Data extract:
** Start **

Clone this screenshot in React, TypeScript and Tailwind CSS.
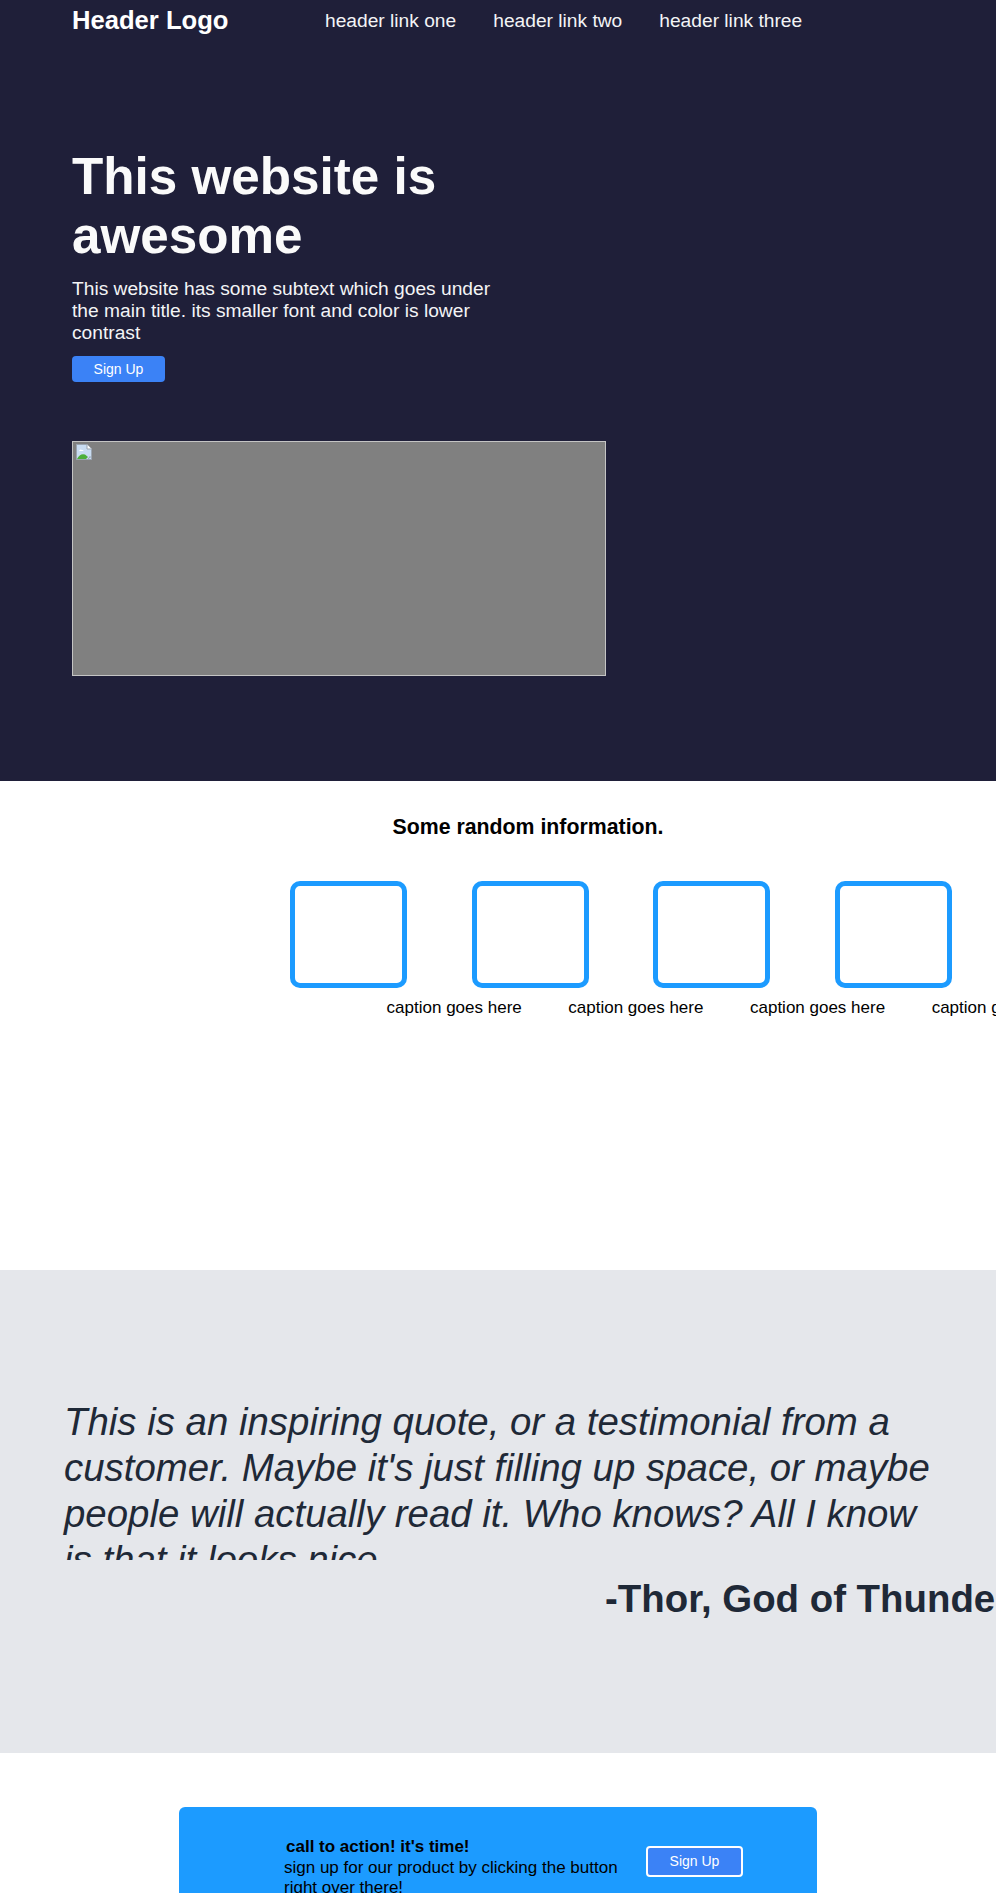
import React from 'react';

const BrokenImageIcon = () => (
  <svg width="16" height="16" viewBox="0 0 16 16" className="absolute left-[3px] top-[2px]">
    <path d="M0.5 0.5 H11 L15.5 5 V15.5 H0.5 Z" fill="#c9dcf2" stroke="#9aa4b0" />
    <path d="M11 0.5 V5 H15.5" fill="#ffffff" stroke="#9aa4b0" />
    <path d="M3 7 Q4 4.5 6 6 Q7.5 5.5 7.5 7 Z" fill="#ffffff" />
    <path d="M1 15 Q4 9 9 10.5 L12 13 L10 15 Z" fill="#4caf3a" />
    <path d="M12 15.5 L14 12.5 L15.5 14" fill="none" stroke="#9aa4b0" />
  </svg>
);

const captions = ['caption goes here', 'caption goes here', 'caption goes here', 'caption goes here'];

export default function App() {
  return (
    <div className="min-h-screen overflow-hidden bg-white font-['Liberation_Sans',Arial,sans-serif]">
      {/* hero */}
      <section className="bg-[#1f1f39] text-white">
        <header className="flex items-center h-[42px] pl-[72px]">
          <div className="w-[253px] text-[1.6rem] font-bold leading-[1.15]">Header Logo</div>
          <nav className="flex gap-[37px] text-[1.2rem] leading-[1.15] text-[#f3f4f6]">
            <a href="#">header link one</a>
            <a href="#">header link two</a>
            <a href="#">header link three</a>
          </nav>
        </header>

        <div className="pl-[72px] pt-[106px] pb-[105px]">
          <div className="w-[440px]">
            <h1 className="text-[3.2rem] font-bold leading-[1.15] text-[#fafafa]">This website is awesome</h1>
            <p className="mt-3 text-[1.2rem] leading-[1.15] text-[#f3f4f6]">
              This website has some subtext which goes under the main title. its smaller font and color is lower
              contrast
            </p>
            <button className="mt-3 w-[93px] h-[26px] rounded bg-[#3b82f6] text-sm text-white">Sign Up</button>
          </div>

          <div className="relative mt-[59px] w-[534px] h-[235px] border border-[#c4c4c4] bg-[#808080]">
            <BrokenImageIcon />
          </div>
        </div>
      </section>

      {/* info */}
      <section className="h-[489px] pt-[34px]">
        <h3 className="pl-[60px] text-center text-[21.3px] font-bold leading-[1.15] text-black">
          Some random information.
        </h3>
        <div className="mt-[41.5px] ml-[290px] flex gap-[64.7px]">
          {captions.map((c, i) => (
            <div key={i} className="w-[117px] shrink-0">
              <div className="h-[107px] rounded-[10px] border-[5px] border-[#1c9bff]"></div>
              <p className="mt-[10px] ml-[96.6px] whitespace-nowrap text-[17px] leading-[1.15] text-black">{c}</p>
            </div>
          ))}
        </div>
      </section>

      {/* quote */}
      <section className="h-[483px] bg-[#e5e7eb] pt-[129px] text-[#1f2937]">
        <p className="h-[161px] overflow-hidden px-16 text-[2.4rem] italic leading-[1.2]">
          This is an inspiring quote, or a testimonial from a customer. Maybe it's just filling up space, or maybe
          people will actually read it. Who knows? All I know is that it looks nice.
        </p>
        <p className="mt-[17.5px] pl-[605px] whitespace-nowrap text-[2.4rem] font-bold leading-[1.15]">
          -Thor, God of Thunder
        </p>
      </section>

      {/* call to action */}
      <section className="pt-[54px] pb-24">
        <div className="mx-auto flex w-[638px] items-start rounded-md bg-[#1c9bff] pt-[30px] pb-8 pl-[105px]">
          <div className="w-[350px] text-[17px] leading-[1.15] text-black">
            <p className="ml-0.5 font-bold">call to action! it's time!</p>
            <p className="mt-[1.5px]">sign up for our product by clicking the button right over there!</p>
          </div>
          <button className="ml-3 mt-[9px] w-[97px] h-[31px] rounded border-2 border-white bg-[#3b82f6] text-sm text-white">
            Sign Up
          </button>
        </div>
      </section>
    </div>
  );
}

** End **

Set problem: Go from the first line of the listing to the line holding "const captions = ['caption" and, please, transcribe those lines exactly, both included, with no pictures.

Solution to this task:
Clone this screenshot in React, TypeScript and Tailwind CSS.
import React from 'react';

const BrokenImageIcon = () => (
  <svg width="16" height="16" viewBox="0 0 16 16" className="absolute left-[3px] top-[2px]">
    <path d="M0.5 0.5 H11 L15.5 5 V15.5 H0.5 Z" fill="#c9dcf2" stroke="#9aa4b0" />
    <path d="M11 0.5 V5 H15.5" fill="#ffffff" stroke="#9aa4b0" />
    <path d="M3 7 Q4 4.5 6 6 Q7.5 5.5 7.5 7 Z" fill="#ffffff" />
    <path d="M1 15 Q4 9 9 10.5 L12 13 L10 15 Z" fill="#4caf3a" />
    <path d="M12 15.5 L14 12.5 L15.5 14" fill="none" stroke="#9aa4b0" />
  </svg>
);

const captions = ['caption goes here', 'caption goes here', 'caption goes here', 'caption goes here'];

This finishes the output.